* **Request**
Find each line holding "Tailwind" and copy it out.

Web page code records:
..............................
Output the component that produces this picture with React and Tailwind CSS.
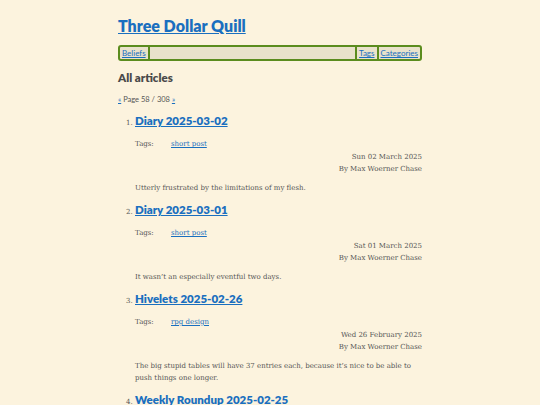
const articles = [
    { title: 'Diary 2025-03-02', tag: 'short post', date: 'Sun 02 March 2025', summary: 'Utterly frustrated by the limitations of my flesh.' },
    { title: 'Diary 2025-03-01', tag: 'short post', date: 'Sat 01 March 2025', summary: 'It wasn\u2019t an especially eventful two days.' },
    { title: 'Hivelets 2025-02-26', tag: 'rpg design', date: 'Wed 26 February 2025', summary: 'The big stupid tables will have 37 entries each, because it\u2019s nice to be able to push things one longer.' },
    { title: 'Weekly Roundup 2025-02-25', tag: 'short post', date: 'Tue 25 February 2025', summary: 'A week of things.' },
];

const sans = { fontFamily: 'Lato, "Noto Sans", sans-serif' };
const serif = { fontFamily: '"DejaVu Serif", serif' };

export default function App() {
    return (
        <div className="min-h-[405px] bg-[#fcf3de] text-[#444]" style={serif}>
            <div className="mx-auto w-[304px] pt-[14px]">
                {/* Header */}
                <h1 className="text-[16px] leading-[24px] font-extrabold" style={sans}>
                    <a href="#" className="text-[#1a6fbf] underline">Three Dollar Quill</a>
                </h1>

                {/* Nav */}
                <nav className="mt-[7px] flex h-[16px] items-stretch rounded-[3px] border-2 border-[#5b8c1e] bg-[#e9e2cb] text-[8px] leading-[12px]" style={sans}>
                    <a href="#" className="border-r-2 border-[#5b8c1e] px-[2px] text-[#1a6fbf] underline">Beliefs</a>
                    <div className="flex-1" />
                    <a href="#" className="border-l-2 border-r-2 border-[#5b8c1e] px-[2px] text-[#1a6fbf] underline">Tags</a>
                    <a href="#" className="px-[2px] text-[#1a6fbf] underline">Categories</a>
                </nav>

                <h2 className="mt-[8px] text-[11.5px] leading-[18px] font-extrabold text-[#4a4a4a]" style={sans}>All articles</h2>

                <p className="mt-[8px] text-[7.5px] leading-[10px] text-[#555]" style={sans}>
                    <a href="#" className="text-[#1a6fbf] underline">«</a> Page 58 / 308 <a href="#" className="text-[#1a6fbf] underline">»</a>
                </p>

                {/* Articles */}
                <ol className="mt-[7px] list-decimal pl-[17px] marker:text-[7px] marker:text-[#555]">
                    {articles.map((a, i) => (
                        <li key={i} className="mb-[7px]">
                            <h3 className="text-[11.5px] leading-[18px] font-extrabold" style={sans}>
                                <a href="#" className="text-[#1a6fbf] underline">{a.title}</a>
                            </h3>
                            <div className="mt-[8px] flex text-[7px] leading-[12px] text-[#555]">
                                <span className="w-[36px]">Tags:</span>
                                <a href="#" className="text-[#1a6fbf] underline">{a.tag}</a>
                            </div>
                            <div className="mt-[1px] text-right text-[7px] leading-[12px] text-[#555]">
                                <div>{a.date}</div>
                                <div>By Max Woerner Chase</div>
                            </div>
                            <p className="mt-[7px] text-[7px] leading-[12px] text-[#555]">{a.summary}</p>
                        </li>
                    ))}
                </ol>
            </div>
        </div>
    );
}
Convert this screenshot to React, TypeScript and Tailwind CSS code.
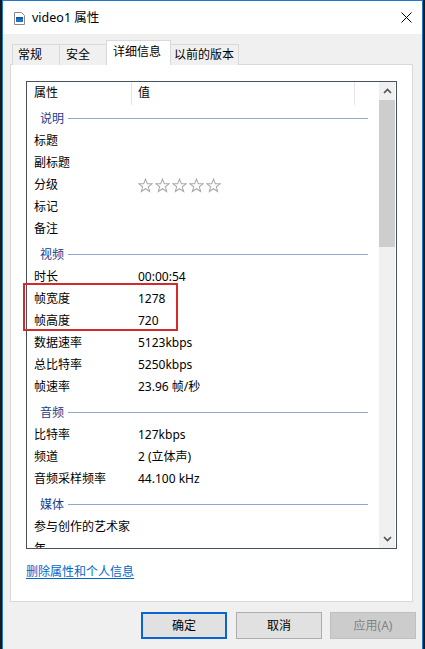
import React from "react";

const FONT = { fontFamily: '"Noto Sans", "Noto Sans CJK SC", sans-serif' };

function Row({ label, value }: { label: string; value?: React.ReactNode }) {
  return (
    <div className="flex h-[22px] shrink-0 items-center text-[12px] leading-[16px] text-black">
      <span className="w-[111px] shrink-0 whitespace-nowrap pl-[7px]">{label}</span>
      <span className="whitespace-nowrap">{value}</span>
    </div>
  );
}

function Group({ label }: { label: string }) {
  return (
    <div className="flex h-[26px] shrink-0 items-center pl-[13px] pt-[3px] text-[12px] leading-[16px]">
      <span className="whitespace-nowrap text-[#1e3c8c]">{label}</span>
      <div className="ml-[4px] mr-[11px] h-px flex-1 bg-[#93a5cc]" />
    </div>
  );
}

function Star() {
  return (
    <svg width="15" height="15" viewBox="0 0 14 14" className="shrink-0">
      <polygon
        points="7,1 8.7,5.3 13.2,5.4 9.6,8.2 10.9,12.6 7,10 3.1,12.6 4.4,8.2 0.8,5.4 5.3,5.3"
        fill="none"
        stroke="#a9a9a9"
        strokeWidth="0.95"
        strokeLinejoin="miter"
      />
    </svg>
  );
}

function Stars() {
  return (
    <span className="flex items-center gap-[2px]">
      <Star />
      <Star />
      <Star />
      <Star />
      <Star />
    </span>
  );
}

export default function App() {
  return (
    <div className="relative h-[649px] w-[425px] overflow-hidden bg-[#1a1a1a]" style={FONT}>
      <div className="ml-[2px] flex h-[649px] w-[421px] flex-col border-x border-t border-[#1f78c8] bg-[#f0f0f0]">
        {/* Title bar */}
        <div className="flex h-[33px] shrink-0 items-center bg-white pl-[11px]">
          <svg width="11" height="13" viewBox="0 0 11 13" className="mt-[1px]">
            <path d="M0.5 0.5 H7.5 L10.5 3.5 V12.5 H0.5 Z" fill="#fff" stroke="#8a8a8a" />
            <rect x="2" y="5" width="7" height="5" fill="#1e73c8" />
            <rect x="2" y="5" width="7" height="1.5" fill="#0e4f97" />
          </svg>
          <span className="ml-[7px] text-[12.5px] leading-[16px] text-black">video1 属性</span>
          <div className="flex-1" />
          <svg width="11" height="11" viewBox="0 0 11 11" className="mr-[10px]">
            <path d="M0.5 0.5 L10.5 10.5 M10.5 0.5 L0.5 10.5" stroke="#000" strokeWidth="1" />
          </svg>
        </div>

        {/* Tabs */}
        <div className="relative z-10 -mb-px ml-[9px] mt-[6px] flex h-[25px] shrink-0 items-end text-[12px] leading-[16px] text-black">
          <div className="flex h-[21px] w-[48px] items-center border-x border-t border-[#d9d9d9] bg-[#f0f0f0] pl-[5px]">常规</div>
          <div className="-ml-px flex h-[21px] w-[48px] items-center border-x border-t border-[#d9d9d9] bg-[#f0f0f0] pl-[6px]">安全</div>
          <div className="relative z-10 -ml-px flex h-[25px] w-[65px] items-center border-x border-t border-[#d9d9d9] bg-white pb-[3px] pl-[6px]">详细信息</div>
          <div className="-ml-px flex h-[21px] w-[69px] items-center border-x border-t border-[#d9d9d9] bg-[#f0f0f0] pl-[3px]">以前的版本</div>
        </div>

        {/* Panel */}
        <div className="ml-[7px] flex h-[538px] w-[403px] shrink-0 flex-col border border-[#d9d9d9] bg-white">
          <div className="ml-[15px] mt-[16px] flex h-[468px] w-[371px] shrink-0 border border-[#48525e] bg-white">
            <div className="flex min-w-0 flex-1 flex-col overflow-hidden">
              {/* Header */}
              <div className="flex h-[22px] shrink-0 items-center text-[12px] leading-[16px] text-black">
                <span className="w-[104px] shrink-0 pl-[7px]">属性</span>
                <div className="h-[23px] w-px self-start bg-[#e3e3e3]" />
                <span className="w-[222px] shrink-0 pl-[6px]">值</span>
                <div className="h-[23px] w-px self-start bg-[#e3e3e3]" />
              </div>
              <Group label="说明" />
              <Row label="标题" />
              <Row label="副标题" />
              <Row label="分级" value={<Stars />} />
              <Row label="标记" />
              <Row label="备注" />
              <Group label="视频" />
              <Row label="时长" value="00:00:54" />
              <Row label="帧宽度" value="1278" />
              <Row label="帧高度" value="720" />
              <Row label="数据速率" value="5123kbps" />
              <Row label="总比特率" value="5250kbps" />
              <Row label="帧速率" value="23.96 帧/秒" />
              <Group label="音频" />
              <Row label="比特率" value="127kbps" />
              <Row label="频道" value="2 (立体声)" />
              <Row label="音频采样频率" value="44.100 kHz" />
              <Group label="媒体" />
              <Row label="参与创作的艺术家" />
              <Row label="年" />
            </div>
            {/* Scrollbar */}
            <div className="mr-[1px] flex w-[16px] shrink-0 flex-col bg-[#f0f0f0]">
              <div className="flex h-[18px] shrink-0 items-center justify-center">
                <svg width="9" height="6" viewBox="0 0 9 6">
                  <path d="M1 5 L4.5 1.5 L8 5" fill="none" stroke="#505050" strokeWidth="1.6" />
                </svg>
              </div>
              <div className="h-[147px] shrink-0 bg-[#cdcdcd]" />
              <div className="flex-1" />
              <div className="flex h-[18px] shrink-0 items-center justify-center">
                <svg width="9" height="6" viewBox="0 0 9 6">
                  <path d="M1 1 L4.5 4.5 L8 1" fill="none" stroke="#505050" strokeWidth="1.6" />
                </svg>
              </div>
            </div>
          </div>
          <div className="ml-[15px] mt-[15px] text-[12px] leading-[16px]">
            <span className="text-[#0066cc] underline underline-offset-2">删除属性和个人信息</span>
          </div>
        </div>

        {/* Buttons */}
        <div className="mt-[10px] flex justify-end pr-[6px] text-[12px] leading-[16px]">
          <div className="flex h-[27px] w-[86px] items-center justify-center border-2 border-[#0a64d2] bg-[#e1e1e1] text-black">确定</div>
          <div className="ml-[9px] flex h-[27px] w-[86px] items-center justify-center border border-[#adadad] bg-[#e1e1e1] text-black">取消</div>
          <div className="ml-[8px] flex h-[27px] w-[86px] items-center justify-center border border-[#bfbfbf] bg-[#cccccc] text-[#838383]">应用(A)</div>
        </div>
      </div>

      {/* Red annotation box */}
      <div className="absolute left-[23px] top-[283px] h-[48px] w-[155px] border-2 border-[#d42a2a]" />
    </div>
  );
}
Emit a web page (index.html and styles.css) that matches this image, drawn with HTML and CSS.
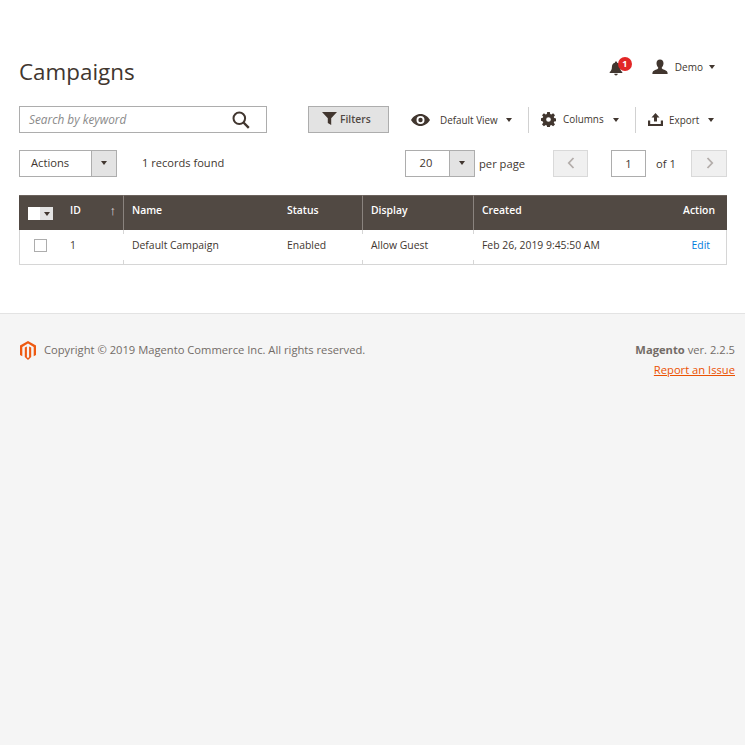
..............................
* **The reply**
Output the component that produces this picture with React and Tailwind CSS.
Convert this screenshot to React, TypeScript and Tailwind CSS code.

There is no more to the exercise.